1 min read

Stop using "Technical User Stories"

Imagine you've got a friend who's birthday is coming up. They love chocolate cake and told you that all they want is a delicious chocolate cake for their birthday.

Now imagine your friend's disappointment when you show up to the party with the ingredients, but no cake.

That's how your product owner feels when you deliver "technical" or "dev" user stories but no actual value.

You're slicing it wrong

Have you ever seen someone horizontally slice a birthday cake? Me either. But when we decompose our work so that we get "technical" user stories, it's like slicing a cake the wrong way.

Serial killer vibes.

Instead we need to reframe how we approach decomposing big pieces of work. We need to find a slice that cuts vertically across all layers. Technical, front-end, UX, testing etc.
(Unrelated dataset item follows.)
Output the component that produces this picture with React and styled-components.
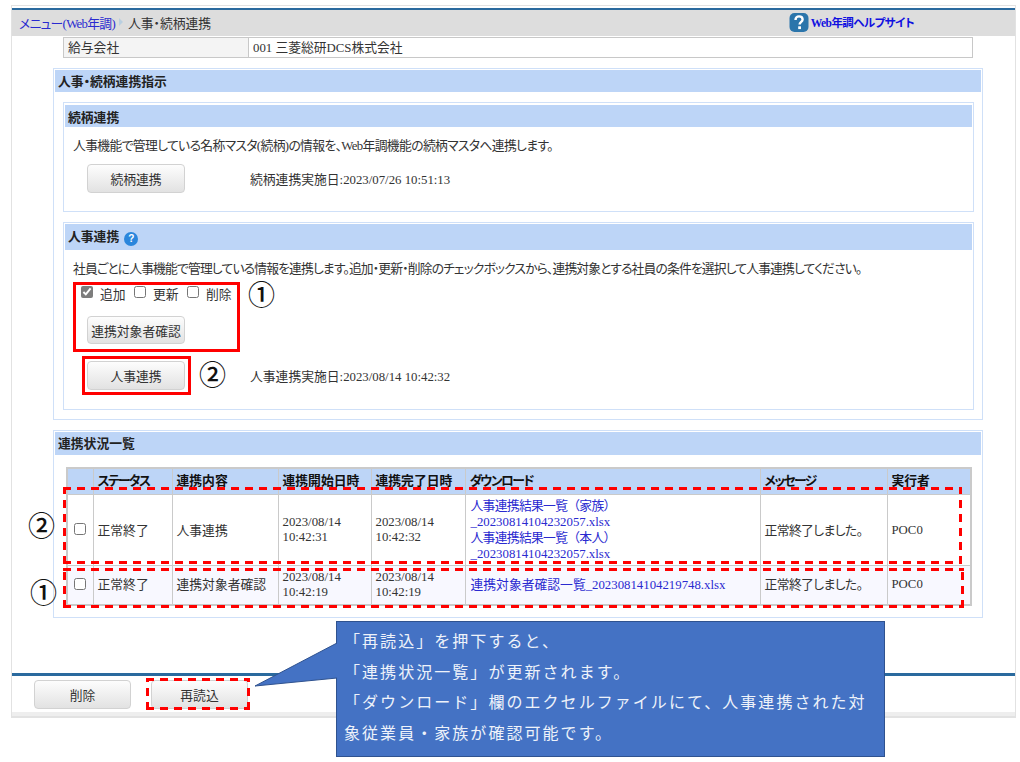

But we're special because...

I've heard more excuses for this topic than almost any other:

  • "Tech stack is too complicated..."
  • "Deployment takes too long..."
  • "We don't have the final designs..."

"... and that's why we need a technical story."

Writing and delivering on technical user stories (it even sounds contradictory) is at best a stop gap while you find the real underlying problem and work to fix it.

To get started, ask yourself why you need technical user stories. Then keep asking "why" until you get to the bottom of it.